Rhode Island's low ranking is almost poetic. Roger Williams founded the colony in 1636 after the Puritans of Massachusetts Bay threw him out for preaching religious tolerance and the separation of church and state. He built it as a haven for dissenters, and its charter guaranteed freedom of conscience. Nearly four centuries later, at 22 percent highly religious, Rhode Island sits comfortably below the national average.
10. Connecticut (23 Percent)

Connecticut closes out the bottom 10 at 23 percent, and its profile is about as balanced as they come. Thirty-one percent of adults fall in the least religious quartile and 27 percent in the medium-low band. The state ranked fifth from the bottom in Pew's 2014 study, so despite all the methodological churn, its place in the pecking order has hardly moved in a decade.
What Has Changed Since The 2014 Study
Back in 2014, the bottom of the table also belonged to New England: New Hampshire and Massachusetts tied at 33 percent highly religious, Vermont and Maine at 34 percent. Do not read those against today's 13-to-17 percent range, because Pew rebuilt its methods in between. The durable truth is the ranking itself. New England has parked in the bottom 10 in every Pew survey, and the South has owned the top.
Nationally, the bigger news is that the long slide has stalled. The religiously unaffiliated share of U.S. adults has held essentially flat since 2019, at 29 percent, the first real pause in decades. The Christian share, 62 percent, has steadied too after years of decline. Pew is careful to call this a possible plateau rather than a turnaround. Younger adults remain far less religious than their elders, and 35 percent of Americans have already switched out of the religion they grew up in, a churn that keeps feeding the unaffiliated and draining Christianity.
Seven states drove most of that secular growth between 2007 and 2024: New Hampshire, Massachusetts, Utah, Wisconsin, Missouri, Montana, and Pennsylvania. New Hampshire's leap was the biggest, with the unaffiliated nearly doubling to 48 percent (it was 27 percent), followed by Massachusetts at 37 percent (up from 17). Utah's climb stands out most of all: a jump to 34 percent, up from 16, in a state still firmly Latter-day Saint.

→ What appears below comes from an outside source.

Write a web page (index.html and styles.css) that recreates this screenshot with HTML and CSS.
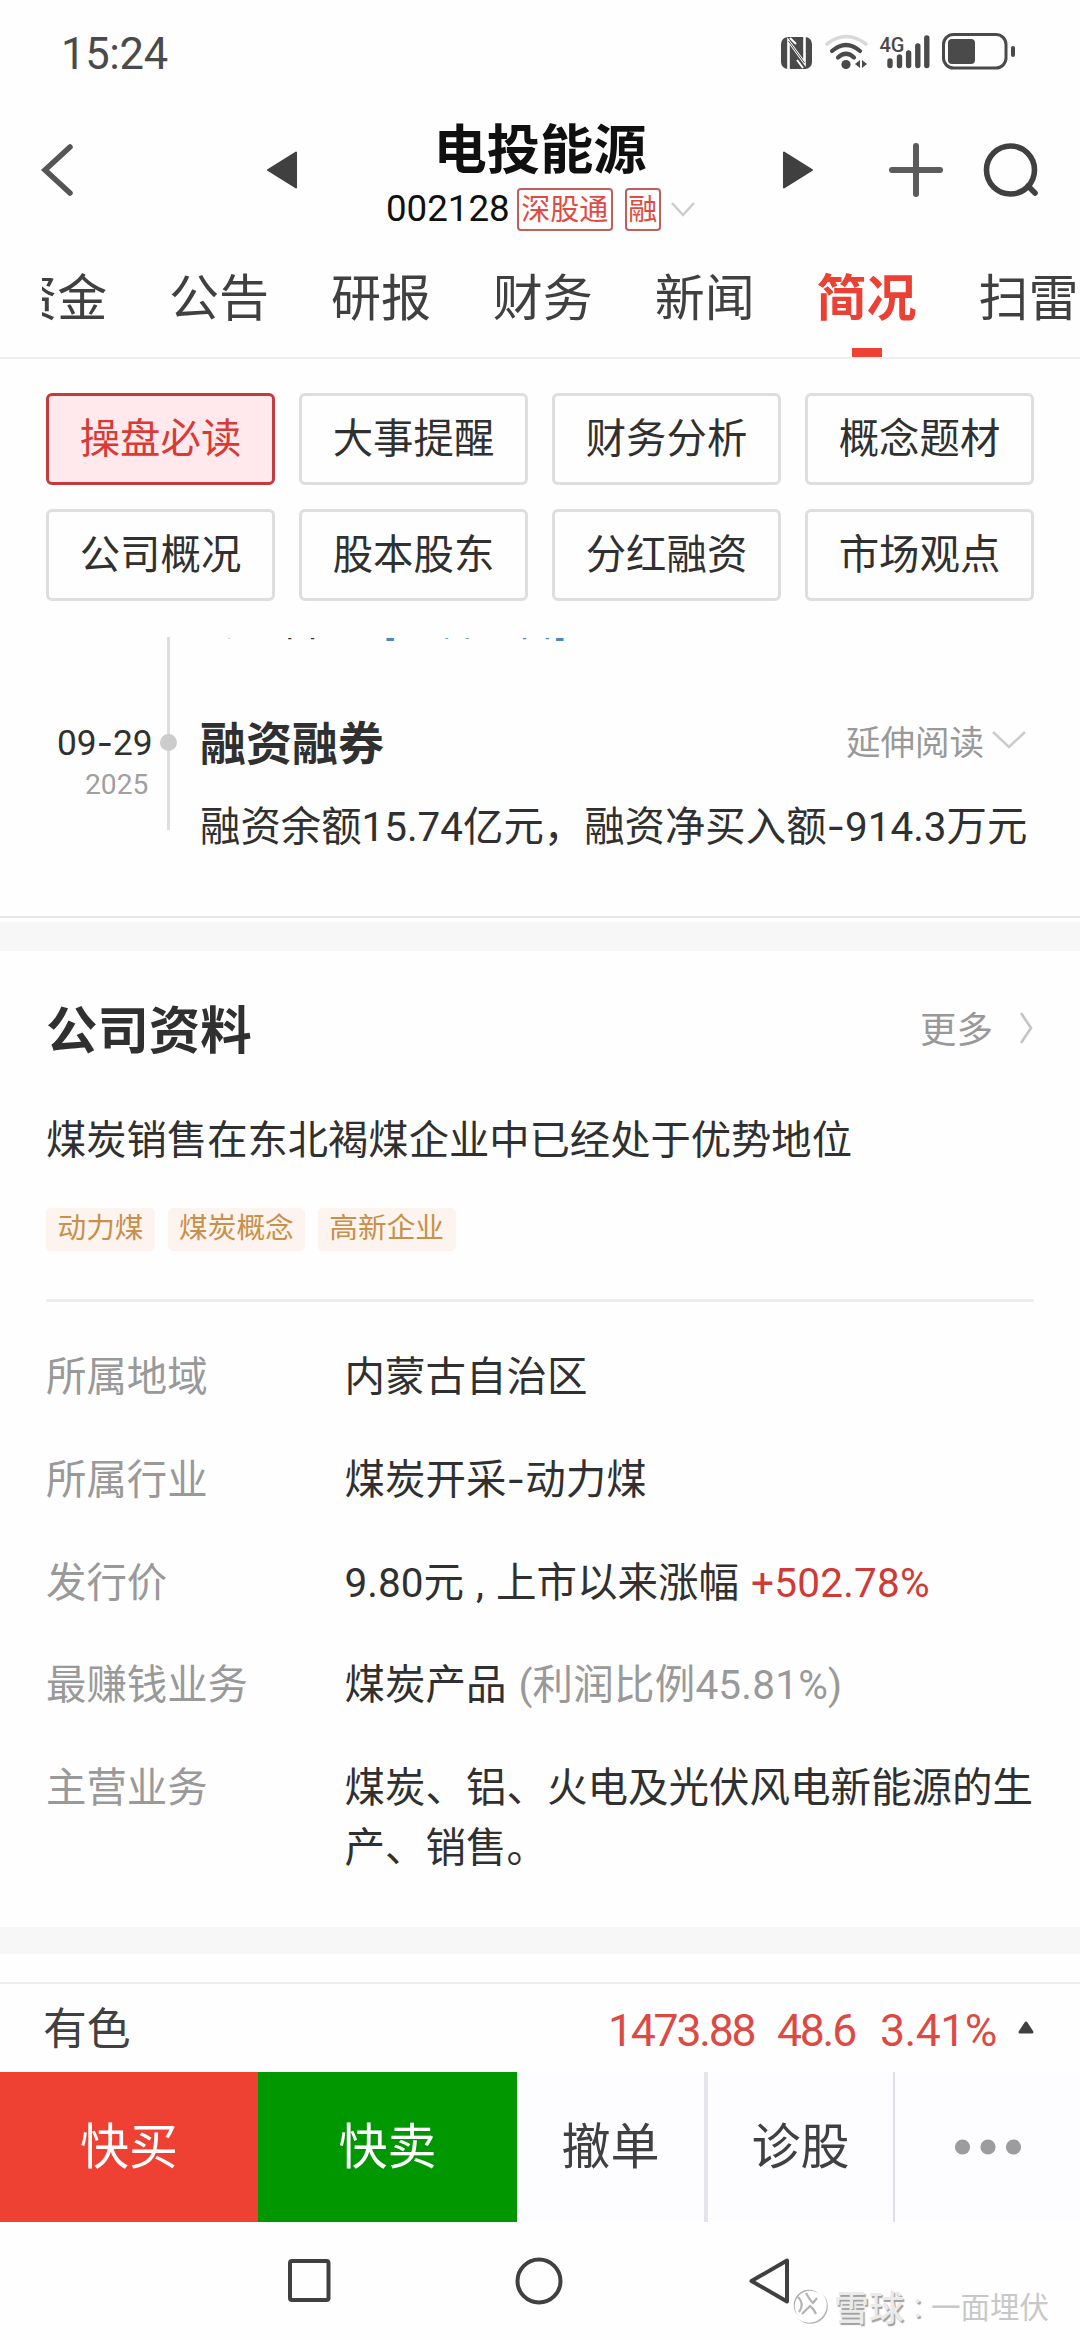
FILE: index.html
```html
<!DOCTYPE html>
<html lang="zh-CN">
<head>
<meta charset="utf-8">
<title>电投能源 002128</title>
<link rel="stylesheet" href="styles.css">
</head>
<body>
<div class="phone">
  <div class="status">
    <span class="clock">15:24</span>
    <svg class="status-icons" width="240" height="44" viewBox="778 30 240 44">
      <rect x="781" y="37" width="31" height="32" rx="7" fill="#4a4a4a"/>
      <path d="M788.500 69V41L804.500 63V37" fill="none" stroke="#fff" stroke-width="2.600"/>
      <path d="M788.500 41L804.500 63" fill="none" stroke="#4a4a4a" stroke-width="1"/>
      <path d="M790 38L796 44M797 60L803 68" fill="none" stroke="#fff" stroke-width="2"/>
      <path d="M827 44Q846 29 866 44" fill="none" stroke="#d9d9d9" stroke-width="3.600" stroke-linecap="round"/>
      <path d="M832 51Q846 39 860 51M838 57.500Q846 50 854 57.500" fill="none" stroke="#4a4a4a" stroke-width="4.200" stroke-linecap="round"/>
      <circle cx="846" cy="64.500" r="4.600" fill="#4a4a4a"/>
      <path d="M860 60v8l-5-4zM862 60v8l5-4z" fill="#4a4a4a"/>
      <text x="879.500" y="51.500" class="net">4G</text>
      <path d="M890 61V65.500M899.500 57V65.500M908.600 53V65.500M917.800 46V65.500M926.800 38V65.500" stroke="#4a4a4a" stroke-width="5.400" stroke-linecap="round"/>
      <rect x="943.500" y="34.500" width="62.500" height="33.500" rx="10" fill="none" stroke="#4a4a4a" stroke-width="3"/>
      <rect x="948" y="39" width="27" height="25" rx="4" fill="#4a4a4a"/>
      <rect x="1011" y="46" width="4" height="11" rx="2" fill="#4a4a4a"/>
    </svg>
  </div>

  <header class="head">
    <svg class="back" width="36" height="56" viewBox="0 0 36 56"><path d="M31 5L6 28L31 51" fill="none" stroke="#555" stroke-width="5.500" stroke-linecap="round"/></svg>
    <svg class="prev" width="32" height="38" viewBox="0 0 32 38"><path d="M30 1.500V36.500L2 19Z" fill="#404040" stroke="#404040" stroke-width="2" stroke-linejoin="round"/></svg>
    <div class="stock">
      <h1>电投能源</h1>
      <div class="code-row"><span class="code">002128</span><span class="chip">深股通</span><span class="chip chip-sm">融</span><svg width="26" height="18" viewBox="0 0 26 18"><path d="M2 2L13 14L24 2" fill="none" stroke="#ccc" stroke-width="2.500"/></svg></div>
    </div>
    <svg class="next" width="32" height="38" viewBox="0 0 32 38"><path d="M2 1.500V36.500L30 19Z" fill="#404040" stroke="#404040" stroke-width="2" stroke-linejoin="round"/></svg>
    <svg class="plus" width="56" height="56" viewBox="0 0 56 56"><path d="M4 28H52M28 4V52" stroke="#5c5c5c" stroke-width="6" stroke-linecap="round"/></svg>
    <svg class="search" width="58" height="58" viewBox="0 0 58 58"><circle cx="28.500" cy="29" r="24" fill="none" stroke="#404040" stroke-width="5.600"/><path d="M46 45L53 52" stroke="#404040" stroke-width="5.600" stroke-linecap="round"/></svg>
  </header>

  <nav class="tabs">
    <span>资金</span><span>公告</span><span>研报</span><span>财务</span><span>新闻</span><span class="on">简况</span><span>扫雷</span>
  </nav>

  <div class="grid">
    <span class="on">操盘必读</span><span>大事提醒</span><span>财务分析</span><span>概念题材</span>
    <span>公司概况</span><span>股本股东</span><span>分红融资</span><span>市场观点</span>
  </div>

  <section class="timeline">
    <div class="when">
      <div class="day">09<i class="dash">-</i>29</div>
      <div class="year">2025</div>
    </div>
    <div class="rail"></div>
    <div class="event">
      <div class="cut"><p>的公告。<a>[查看公告]</a></p></div>
      <div class="event-head">
        <h3>融资融券</h3>
        <span class="more">延伸阅读<svg width="36" height="20" viewBox="0 0 36 20"><path d="M2 2L18 17L34 2" fill="none" stroke="#ccc" stroke-width="2.500"/></svg></span>
      </div>
      <p class="body">融资余额15.74亿元，融资净买入额<i class="dash">-</i>914.3万元</p>
    </div>
  </section>
  <div class="band band-top"></div>

  <section class="company">
    <div class="sec-head">
      <h2>公司资料</h2>
      <span class="more">更多<svg width="16" height="34" viewBox="0 0 16 34"><path d="M3 2L13 17L3 32" fill="none" stroke="#c4c4c4" stroke-width="2.600"/></svg></span>
    </div>
    <p class="summary">煤炭销售在东北褐煤企业中已经处于优势地位</p>
    <div class="tags"><span>动力煤</span><span>煤炭概念</span><span>高新企业</span></div>
    <dl>
      <dt>所属地域</dt><dd>内蒙古自治区</dd>
      <dt>所属行业</dt><dd>煤炭开采<i class="dash">-</i>动力煤</dd>
      <dt>发行价</dt><dd>9.80元 , 上市以来涨幅 <b>+502.78%</b></dd>
      <dt>最赚钱业务</dt><dd>煤炭产品 <em>(利润比例45.81%)</em></dd>
      <dt>主营业务</dt><dd>煤炭、铝、火电及光伏风电新能源的生产、销售。</dd>
    </dl>
  </section>
  <div class="band band-bottom"></div>

  <div class="ticker">
    <span class="name">有色</span>
    <span class="num n1">1473.88</span><span class="num n2">48.6</span><span class="num n3">3.41%</span>
    <svg width="18" height="16" viewBox="0 0 18 16"><path d="M9 3L15 12H3Z" fill="#404040" stroke="#404040" stroke-width="3" stroke-linejoin="round"/></svg>
  </div>

  <div class="actions">
    <span class="buy">快买</span><span class="sell">快卖</span><span class="cell c1">撤单</span><span class="cell c2">诊股</span>
    <span class="cell"><svg width="68" height="16" viewBox="0 0 68 16"><g fill="#9c9c9c"><circle cx="8.500" cy="8" r="7.600"/><circle cx="34" cy="8" r="7.600"/><circle cx="59.500" cy="8" r="7.600"/></g></svg></span>
  </div>

  <div class="sysnav">
    <svg width="46" height="50" viewBox="0 0 46 50"><rect x="4" y="5" width="38.500" height="39" rx="2" fill="none" stroke="#404040" stroke-width="4"/></svg>
    <svg width="50" height="50" viewBox="0 0 50 50"><circle cx="25" cy="25" r="21.500" fill="none" stroke="#404040" stroke-width="4"/></svg>
    <svg width="46" height="50" viewBox="0 0 46 50"><path d="M41 4.500V45.500L5.500 25Z" fill="none" stroke="#404040" stroke-width="4" stroke-linejoin="round"/></svg>
  </div>

  <div class="watermark">
    <svg width="40" height="40" viewBox="0 0 40 40"><circle cx="19" cy="20" r="17.500" fill="#fff"/><g fill="none"><circle cx="20.300" cy="21.300" r="16.500" stroke="#b0b0b0" stroke-width="2"/><circle cx="19" cy="20" r="16.500" stroke="#fff" stroke-width="2.500"/><path d="M8 12Q15 19 9 27M16 8Q19 14 23 18L27 13M12 29L20 21Q24 24 26 29" stroke="#b4b4b4" stroke-width="2.200"/></g></svg>
    <span class="brand">雪球</span><span class="colon">:</span><span class="user">一面埋伏</span>
  </div>
</div>
</body>
</html>
```
FILE: styles.css
```css
* { box-sizing: border-box; margin: 0; padding: 0; }
body { background: #fefefe; }
i, em { font-style: normal; }
svg { display: block; flex: none; }

.phone {
  position: relative;
  width: 1080px;
  height: 2340px;
  overflow: hidden;
  display: flex;
  flex-direction: column;
  font-family: Roboto, "Noto Sans CJK SC", sans-serif;
  font-size: 40.4px;
  color: #303030;
  white-space: nowrap;
}
.phone > * { flex: none; }
.dash { font-family: Inter, sans-serif; }

.status { height: 108px; padding: 30px 62px 0 61px; display: flex; justify-content: space-between; }
.clock { font-size: 43.5px; letter-spacing: -0.300px; line-height: 50px; color: #4a4a4a; }
.net { font: 500 20px Roboto, sans-serif; fill: #4a4a4a; }

.head { height: 126px; display: flex; align-items: flex-start; padding-left: 39px; }
.back { margin-top: 34px; }
.prev { margin: 43px 0 0 191px; }
.stock { width: 484px; padding-top: 7px; }
.stock h1 { font-size: 53.300px; line-height: 72px; font-weight: 700; color: #101010; text-align: center; }
.code-row { display: flex; align-items: center; height: 43px; padding-left: 88px; margin-top: 1px; color: #101010; font-size: 36.700px; }
.code { line-height: 40px; margin-top: -2px; }
.chip { margin-left: 7px; height: 43px; width: 96px; border: 2px solid #c0605c; border-radius: 4px; color: #e04a42; font-size: 29px; line-height: 41px; text-align: center; }
.chip-sm { margin-left: 12px; margin-right: 9px; width: 36px; display: flex; justify-content: center; }
.next { margin-top: 43px; }
.plus { margin: 34px 0 0 74px; }
.search { margin: 33px 0 0 38px; }

.tabs { height: 124px; margin-left: 42px; display: flex; justify-content: flex-end; overflow: hidden; font-size: 50px; line-height: 130px; color: #404040; gap: 61.900px; padding-right: 1.500px; }
.tabs .on { position: relative; height: 124px; color: #eb4034; font-weight: 700; }
.tabs .on::after { content: ""; position: absolute; left: 35px; bottom: 1px; width: 30px; height: 9px; background: #ee4035; }

.grid { border-top: 2px solid #eee; padding: 34px 46px 0; margin-top: -1px; height: 280px; display: grid; grid-template-columns: repeat(4, 229px); grid-auto-rows: 92px; gap: 24px; }
.grid span { border: 3px solid #dedede; border-radius: 6px; text-align: center; line-height: 87px; }
.grid .on { border-color: #c23b3f; background: #ffe9ed; color: #d93a36; }

.timeline { display: flex; height: 279px; padding-left: 46px; }
.when { width: 121px; padding-top: 85px; }
.day { font-size: 35.300px; line-height: 42px; padding-left: 11px; }
.year { font-size: 28.200px; line-height: 40px; margin-top: 1px; padding-left: 39px; color: #a0a0a0; }
.rail { position: relative; width: 3px; height: 193px; background: #dedede; }
.rail::after { content: ""; position: absolute; left: -7px; top: 97px; width: 17px; height: 17px; border-radius: 50%; background: #ccc; }
.event { margin-left: 30px; width: 827px; }
.cut { height: 4px; margin-top: 1px; overflow: hidden; display: flex; align-items: flex-end; }
.cut p { line-height: 54px; margin-bottom: -7px; }
.cut a { color: #4a88c0; margin-left: 22px; }
.event-head { display: flex; justify-content: space-between; align-items: center; height: 60px; margin-top: 68px; }
.event-head h3 { font-size: 46px; font-weight: 700; }
.more { display: flex; align-items: center; font-size: 34.500px; color: #999; gap: 7px; }
.body { line-height: 60px; margin-top: 27px; }

.band { background: #f7f7f7; }
.band-top { height: 35px; border-top: 2px solid #e8e8e8; box-shadow: inset 0 4px #fefefe; }
.band-bottom { height: 27px; margin-bottom: 28px; }

.company { height: 976px; padding: 0 46px; }
.sec-head { display: flex; justify-content: space-between; align-items: center; height: 80px; margin-top: 35px; }
.sec-head h2 { font-size: 51.400px; font-weight: 700; }
.sec-head .more { font-size: 36.500px; gap: 25px; padding-top: 3px; }
.summary { line-height: 60px; margin-top: 45px; font-size: 40.300px; }
.tags { display: flex; gap: 12.500px; padding-bottom: 48px; margin-top: 37px; border-bottom: 3px solid #ededed; }
.tags span { height: 43px; padding: 0 11.500px; border-radius: 5px; background: #fdf3ef; color: #c8904a; font-size: 28.700px; line-height: 40px; }
dl { display: grid; grid-template-columns: 298.500px 1fr; row-gap: 42.600px; margin-top: 46px; line-height: 60.200px; }
dt { color: #999; }
dd { width: 691px; white-space: normal; word-spacing: 2px; font-size: 40.500px; margin-top: -1px; }
dd b { font-weight: 400; color: #d03a36; letter-spacing: 0.200px; }
dd em { color: #999; letter-spacing: 0.200px; }

.ticker { height: 90px; border-top: 2px solid #eee; display: flex; align-items: center; padding-left: 43px; }
.name { font-size: 43.800px; color: #404040; width: 565px; margin-top: -5px; }
.num { font-size: 44.500px; letter-spacing: -2.200px; color: #dc4a44; padding-top: 6px; }
.n1 { width: 169px; }
.n2 { width: 103px; }
.n3 { width: 137px; letter-spacing: -0.500px; }

.actions { height: 150px; display: flex; font-size: 49px; line-height: 151px; background: #fdfcfe; color: #404040; text-align: center; }
.buy { width: 258px; background: #ee4033; color: #fff; }
.sell { width: 259px; background: #009700; color: #fff; }
.cell { flex: 1; }
.c1 { flex: 0 0 191px; border-right: 4px solid #e4e4ee; }
.c2 { flex: 0 0 187px; border-right: 2px solid #e0e0e8; }
.cell svg { margin: 67px auto 0; }

.sysnav { height: 118px; padding: 34px 288px 0 286px; display: flex; justify-content: space-between; }

.watermark { position: absolute; left: 790px; top: 2285px; display: flex; align-items: center; height: 40px; }
.brand { margin-left: 4px; font-size: 35px; font-weight: 500; color: #eaeaea; text-shadow: 1.500px 1.500px 1px #a0a0a0; }
.colon { width: 27px; text-align: center; font-size: 34px; color: #eaeaea; text-shadow: 1.500px 1.500px 1px #a0a0a0; }
.user { font-size: 29.500px; color: #c8c8c8; }
```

All 50 States Ranked By Religiousness
Here is where all 50 states fall, ranked by the share of adults Pew classifies as highly religious. The lower the number, the more secular the state. Tied states share a rank. Washington, D.C., which is not a state, would slot in at 18 percent, between Maine and the Nevada-Oregon tie.
| Rank | State | % Highly Religious |
|---|---|---|
| 1 | Vermont | 13% |
| 2 | New Hampshire | 15% |
| 3 | Maine | 17% |
| 4 | Nevada | 19% |
| 4 | Oregon | 19% |
| 6 | Massachusetts | 20% |
| 7 | Hawaii | 21% |
| 7 | Iowa | 21% |
| 9 | Rhode Island | 22% |
| 10 | Connecticut | 23% |
| 11 | California | 24% |
| 11 | Colorado | 24% |
| 13 | New York | 25% |
| 13 | Washington | 25% |
| 15 | Alaska | 26% |
| 15 | Pennsylvania | 26% |
| 17 | Arizona | 27% |
| 17 | Maryland | 27% |
| 17 | Minnesota | 27% |
| 17 | Wisconsin | 27% |
| 21 | Ohio | 28% |
| 22 | Delaware | 29% |
| 22 | New Jersey | 29% |
| 22 | West Virginia | 29% |
| 25 | Florida | 30% |
| 25 | Michigan | 30% |
| 25 | Nebraska | 30% |
| 28 | Illinois | 31% |
| 28 | Wyoming | 31% |
| 30 | Missouri | 33% |
| 30 | Montana | 33% |
| 32 | New Mexico | 34% |
| 33 | Virginia | 35% |
| 34 | Indiana | 36% |
| 34 | Texas | 36% |
| 36 | Idaho | 37% |
| 36 | Kentucky | 37% |
| 38 | Georgia | 38% |
| 38 | Kansas | 38% |
| 38 | North Dakota | 38% |
| 38 | Oklahoma | 38% |
| 42 | Alabama | 40% |
| 42 | Arkansas | 40% |
| 44 | North Carolina | 41% |
| 45 | Utah | 42% |
| 46 | Tennessee | 44% |
| 47 | Louisiana | 45% |
| 47 | South Dakota | 45% |
| 49 | South Carolina | 46% |
| 50 | Mississippi | 50% |
Source: Pew Research Center, 2023-24 Religious Landscape Study. Survey conducted July 17, 2023 to March 4, 2024, among a nationally representative sample of 36,908 U.S. adults. National margin of error is plus or minus 0.8 percentage points; state-level margins range from plus or minus 2.4 to plus or minus 8.1 points.
The Regional Pattern Behind The Numbers
The two ends of this table have never swapped places, not once across Pew's three studies. New England and the Pacific Northwest have owned the secular floor since 2007. The South and Latter-day Saint Utah have held the ceiling. And the ground is still shifting under everyone. Pew finds adults under 25 far less religious than those over 74 on every single measure, and no generation has ever circled back toward faith as it aged. Bet on the bottom of this list staying the bottom.